At the Tory party’s Black and White Ball in 2018, Lubov Chernukhin paid £20,000 for a lunch with the party’s former Scottish leader.
Chernukhin, the wife of Vladimir Putin’s one-time deputy finance minister, is the largest female Tory donor in British political history.
She’s previously bid high at the party’s auctions, winning a tennis game with Boris Johnson for £45,000, paying £30,000 for a private meal with Education Secretary Gavin Williamson in the Churchill War Rooms off Westminster and splashing out £135,000 for a night out with Theresa May.
Electoral Commission records show that she had donated more than £335,000 to the Conservative Party in the first seven months of this year. In the 12 months since July 2019 her contributions to Tory funds reached almost £560,000. Since her first donation back in 2012, the party has taken £1,765,804 from her.

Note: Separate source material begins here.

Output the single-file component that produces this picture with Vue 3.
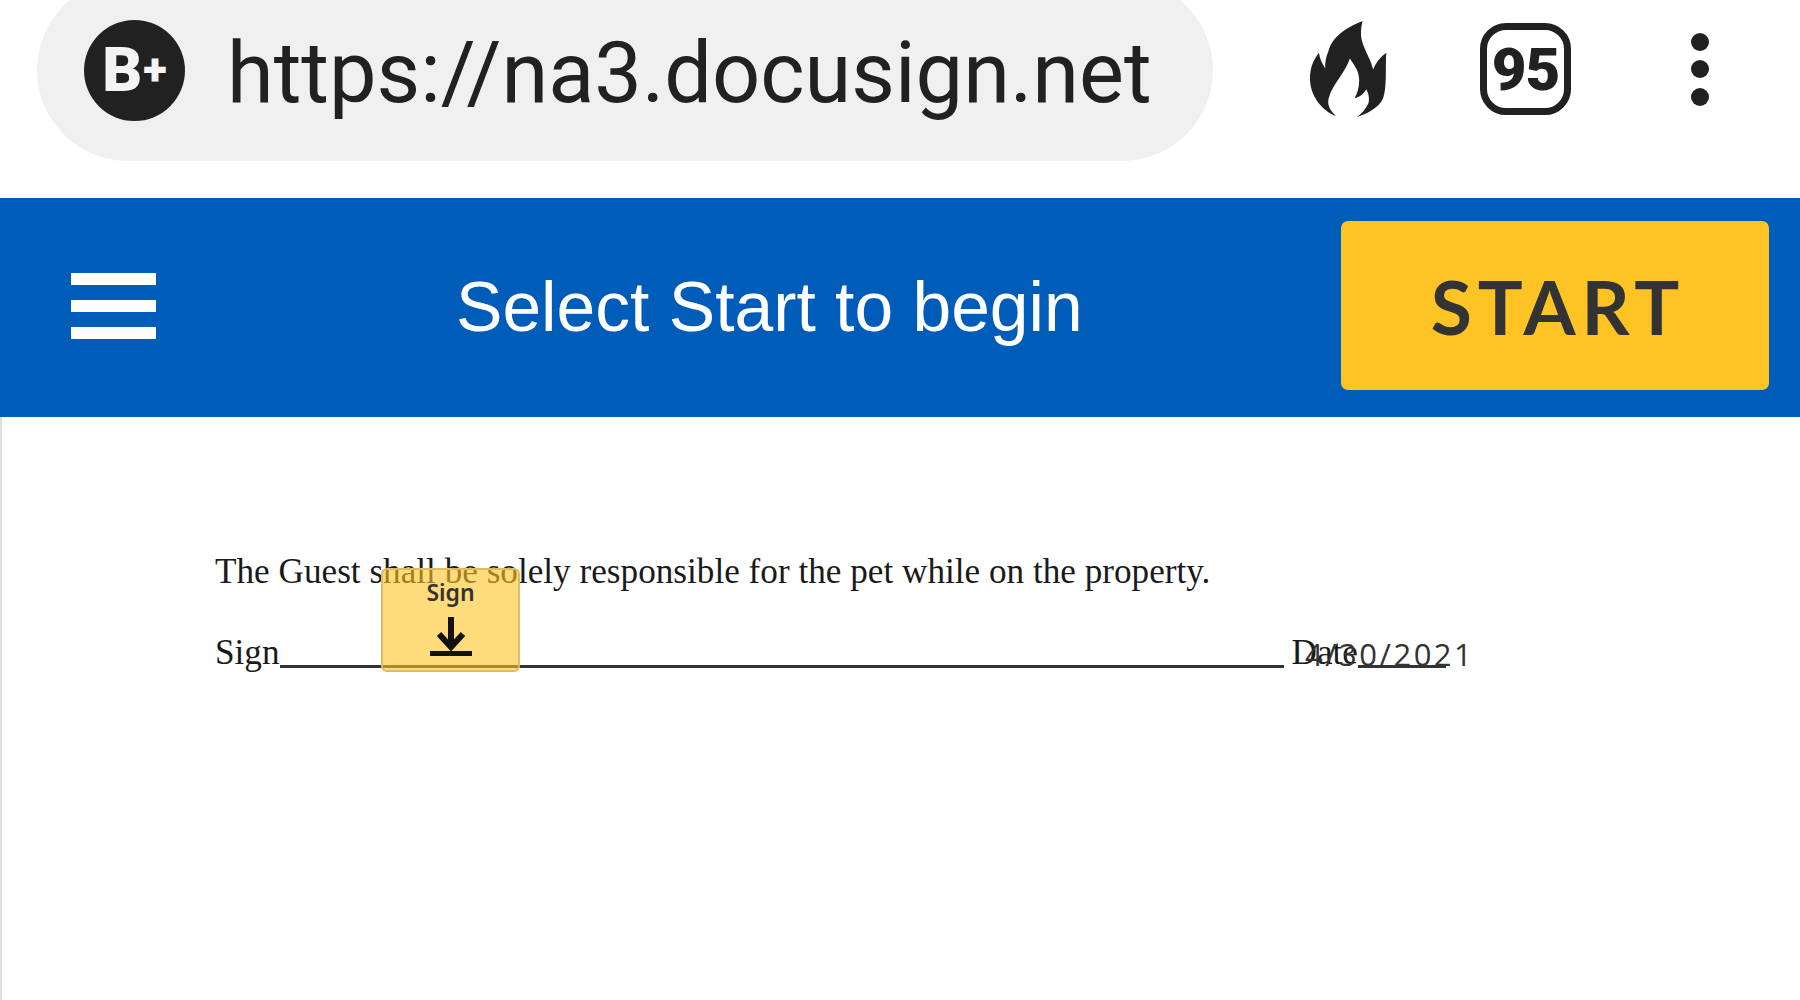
<script setup>
const url = "https://na3.docusign.net";
const sentence = "The Guest shall be solely responsible for the pet while on the property.";
</script>

<template>
  <div class="page">
    <header class="chrome">
      <div class="pill">
        <div class="grade"><span class="grade-b">B</span><span class="grade-plus">+</span></div>
        <span class="url">{{ url }}</span>
      </div>
      <div class="actions">
        <svg class="flame" viewBox="0 0 83 97" width="77" height="96" preserveAspectRatio="none">
          <path fill="#212121" d="M56.6 0C40 6 24 16 20 30C17 37 16 42 16.5 48C13 43 10.5 38 9.6 32C3 40 0 48 0 58C0 75 12 90 28 96C21 90 18 84 20.5 77C24 65 38 52 43 38C47 44 53 50 53 60C53 67 51 73 48 78C53 77 58 74 60.5 69C64 74 64 80 63 83C60 89 56 93 51 97C66 92 78 85 80 74C83 60 81 45 82.3 32C76 36 71 42 68 49C66 40 60 32 56.6 22C54 14 55 7 56.6 0Z" />
        </svg>
        <div class="tabs">95</div>
        <div class="dots"><i></i><i></i><i></i></div>
      </div>
    </header>

    <div class="bar">
      <div class="burger"><i></i><i></i><i></i></div>
      <div class="title">Select Start to begin</div>
      <div class="start">START</div>
    </div>

    <main class="doc">
      <div class="sheet">
        <p class="line">{{ sentence }}</p>
        <div class="line sign-row">
          <span>Sign</span>
          <span class="rule rule-sign"></span>
          <span class="date-label">Date</span>
          <span class="rule rule-date"></span>
        </div>

        <div class="tag">
          <span class="tag-label">Sign</span>
          <svg class="tag-icon" viewBox="0 0 42 42" width="42" height="42">
            <path d="M21 1V31M9 18L21 31L33 18" fill="none" stroke="#111" stroke-width="6" />
            <rect x="0" y="35" width="42" height="5" fill="#111" />
          </svg>
        </div>
        <div class="date-value">4/30/2021</div>
      </div>
    </main>
  </div>
</template>

<style>
html,
body {
  margin: 0;
  background: #fff;
}
</style>

<style scoped>
.page {
  width: 1800px;
  height: 1000px;
  overflow: hidden;
  background: #fff;
}

.chrome {
  height: 198px;
  display: flex;
  align-items: flex-start;
  overflow: hidden;
  color: #212121;
}

.pill {
  box-sizing: border-box;
  width: 1176px;
  height: 182px;
  margin: -21px 0 0 37px;
  padding-left: 47px;
  border-radius: 91px;
  background: #f0f0f0;
  display: flex;
  align-items: center;
  gap: 42px;
}

.grade {
  width: 101px;
  height: 101px;
  border-radius: 50%;
  background: #212121;
  color: #f4f4f4;
  display: flex;
  align-items: center;
  justify-content: center;
  font-family: Roboto, sans-serif;
  font-weight: 900;
}

.grade-b {
  font-size: 62px;
  line-height: 1;
}

.grade-plus {
  font-size: 44px;
  line-height: 1;
  margin-left: 1px;
}

.url {
  padding-top: 7px;
  font-family: Roboto, sans-serif;
  font-size: 84.7px;
  line-height: 1;
  white-space: nowrap;
}

.actions {
  height: 138px;
  margin-left: 97px;
  display: flex;
  align-items: center;
}

.tabs {
  box-sizing: border-box;
  width: 91px;
  height: 92px;
  margin-left: 93px;
  border: 7px solid #212121;
  border-radius: 26px;
  display: flex;
  align-items: center;
  justify-content: center;
  font-family: Roboto, sans-serif;
  font-size: 60px;
  font-weight: 900;
  letter-spacing: -1px;
}

.dots {
  margin-left: 120px;
  display: flex;
  flex-direction: column;
  gap: 9.5px;
}

.dots i {
  display: block;
  width: 18px;
  height: 18px;
  border-radius: 50%;
  background: #212121;
}

.bar {
  box-sizing: border-box;
  height: 219px;
  padding: 23px 31px 27px 71px;
  background: #005cb9;
  display: flex;
  align-items: center;
}

.burger {
  width: 85px;
  display: flex;
  flex-direction: column;
  gap: 15px;
}

.burger i {
  display: block;
  height: 12px;
  background: #fff;
}

.title {
  flex: 1;
  padding: 2px 0 0 300px;
  color: #fff;
  font-family: "Liberation Sans", sans-serif;
  font-size: 69.6px;
  white-space: nowrap;
}

.start {
  box-sizing: border-box;
  width: 428px;
  height: 169px;
  padding-left: 6px;
  border-radius: 7px;
  background: #ffc423;
  color: #333;
  display: flex;
  align-items: center;
  justify-content: center;
  font-family: Lato, sans-serif;
  font-size: 75px;
  font-weight: 700;
  letter-spacing: 6px;
}

.doc {
  height: 583px;
  border-left: 2px solid #ddd;
}

.sheet {
  position: relative;
  padding: 115px 0 0 213px;
  font-family: "Liberation Serif", serif;
  font-size: 35.2px;
  color: #1a1a1a;
}

.line {
  margin: 0;
  height: 81px;
  line-height: 80px;
  white-space: nowrap;
}

.sign-row {
  display: flex;
  align-items: flex-start;
}

.rule {
  display: block;
  height: 3px;
  margin-top: 52px;
  background: #333;
}

.rule-sign {
  width: 1004px;
}

.date-label {
  margin-left: 8px;
}

.rule-date {
  width: 88px;
}

.tag {
  position: absolute;
  left: 379px;
  top: 151px;
  box-sizing: border-box;
  width: 139px;
  height: 104px;
  padding-top: 7px;
  border: 2px solid #dcbc66;
  border-radius: 6px;
  background: rgba(255, 196, 35, 0.6);
  display: flex;
  flex-direction: column;
  align-items: center;
  font-family: "Noto Sans", sans-serif;
  font-size: 23px;
  font-weight: 600;
  color: #333;
}

.tag-label {
  line-height: 30px;
}

.tag-icon {
  margin-top: 9px;
}

.date-value {
  position: absolute;
  left: 1303px;
  top: 217px;
  font-family: "Open Sans", sans-serif;
  font-size: 31px;
  line-height: 40px;
  letter-spacing: 2.5px;
  color: #333;
}
</style>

The Tories say that as Chernukhin has lived in the UK since 2003 and has British citizenship, all her political donations are legal.
READ MORE: Russia report: What it says about Scotland's independence referendum
According to papers filed with Companies House, Chernukhin’s occupation is an investment director.
Though she has been listed as a director of a number of companies, she is presently only the director of Capital Construction and Development. Accounts show that last year the firm reported debts of £8m.
Lubov’s husband, Vladimir Chernukhin, is a former state banker and deputy finance minister who left Moscow abruptly in 2004 after falling out with Putin.
He has been involved in a long-running court dispute with the oligarch Oleg Deripaska over the ownership of a former industrial site in central Moscow.
Earlier this week it emerged Deripaska – who is said to be on good terms with the Kremlin – called for the UK Government to use an unexplained wealth order to probe Lubov Chernukin’s fortune.
It emerged in court he had commissioned a private investigation into the couples’ finances and wanted to send the findings to the National Crime Agency.
At the High Court in November 2018, the judge ruled in favour of Chernukhin over the property dispute but criticised his evidence.